To agree with you would be to deny the reality that is English, Fil. Using have + past participle is actually a way for English speakers to be more assertive, more emphatic, more in your face, more of these same types of situations.

I have had enough of you! Get out. [just an example]

She has won the lottery!

I've got/gotten a miserable cold.

JTT
 
  0  
Reply Mon 16 Sep, 2019 01:27 pm
@JTT,
Over the past year, our company's sales have increased by 85%.
-----------
This have/has + PP is often used to identify hot topics/highlight important past time events [The president has been assassinated!]
0 Replies
 
Fil Albuquerque
 
  1  
Reply Mon 16 Sep, 2019 01:33 pm
@JTT,
Thank you for clarifying. In Portuguese, it works the other way around.
At first inspection it seemed to work with English too, in many cases it doesn't I know, but in this case, it made somewhat sense to me.
JTT
 
  0  
Reply Mon 16 Sep, 2019 01:38 pm
@Fil Albuquerque,
Quote:
In Portuguese, it works the other way around.

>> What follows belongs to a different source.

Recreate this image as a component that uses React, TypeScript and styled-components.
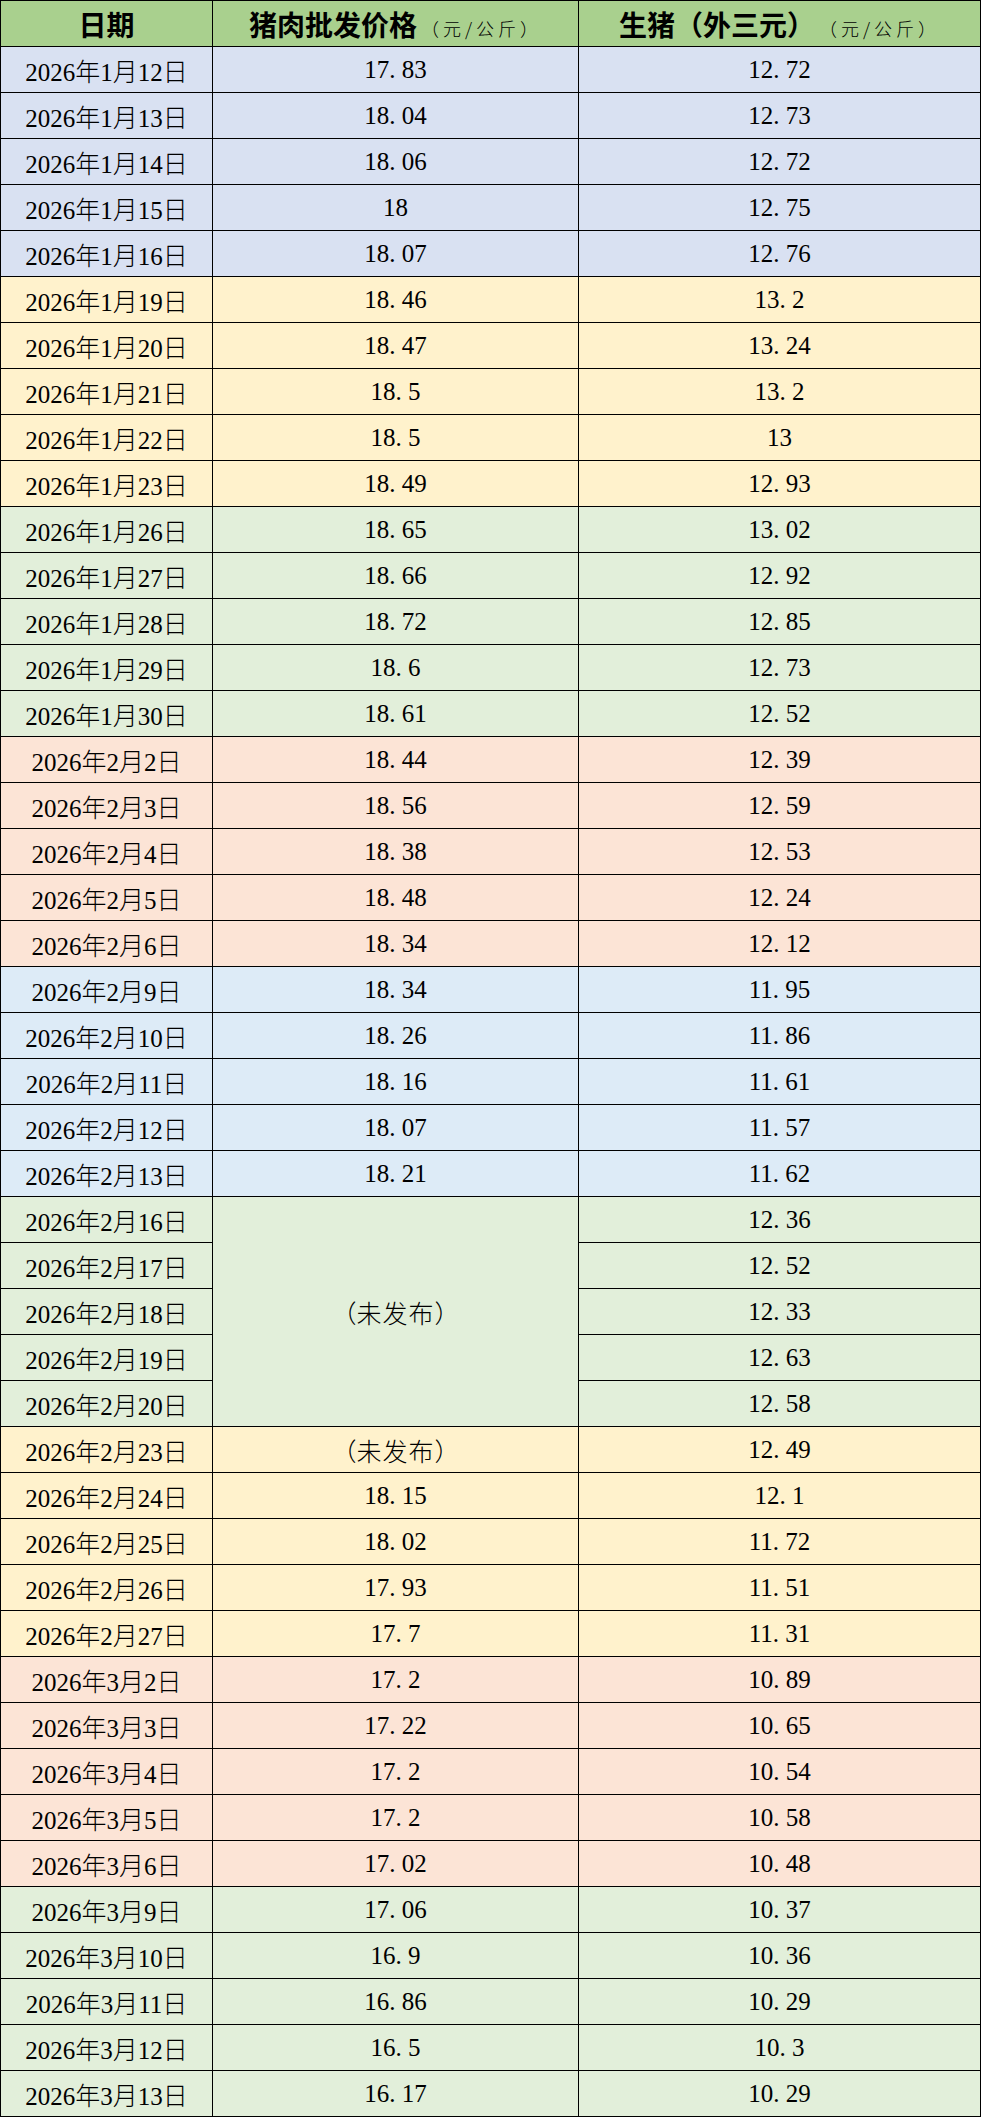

Interesting. Might I ask, did you learn English in your school system, from a language school, ... ?
Fil Albuquerque
 
  1  
Reply Mon 16 Sep, 2019 01:48 pm
@JTT,
Yes, I did but not from a language school, it was in the public one as a third language after French as a second...I forgot a great deal of French over the years but my French accent is still great...
...now seriously my English improved dramatically when I lived in London for around 1 and a half years. Still is far, very far from being good. I'd like to think I have improved a little bit over the years and this forum along with other online places have helped me on the way.
JTT
 
  0  
Reply Mon 16 Sep, 2019 01:56 pm
@Fil Albuquerque,
Quote:
I forgot a great deal of French over the years but my French accent is still great...
...now seriously my English improved dramatically when I lived in London for around 1 and a half years.


I HAVE forgotTEN a great deal of French over the years but my French accent is still great...
...now seriously my English HAS improved dramatically [when I lived in London for around 1 and a half years. ]

I have edited some of your comments ONLY to highlight how a native English speaker may also present what you have written/you wrote.

Notice the brackets around your time adjunct "when I lived in ... ". Using the PP + past participle is almost never used, closely connected, with a time adjunct. This is because the purpose of the PP + past participle is to highlight a HOT TOPIC and recognizing that it is for that purpose only ELNs don't connect it to past time adjuncts like yesterday, last week, when I lived in ... .
Fil Albuquerque
 
  1  
Reply Mon 16 Sep, 2019 02:07 pm
@JTT,
...yes forgotten of course. Once I hear it read it I recognize the mistake...and yet, I repeat the same mistakes all over again the very next day.
JTT
 
  0  
Reply Mon 16 Sep, 2019 02:28 pm
@Fil Albuquerque,
I wasn't pointing out any mistake of yours, Fil, I was trying to show you how a native English speaker might use the PP+PP where you have used the simple past.

This particular use of the present perfect is the hardest one for non native speakers to grasp and put into use. It mostly used in speech tho' it does see use in headlines to describe HOT TOPICS.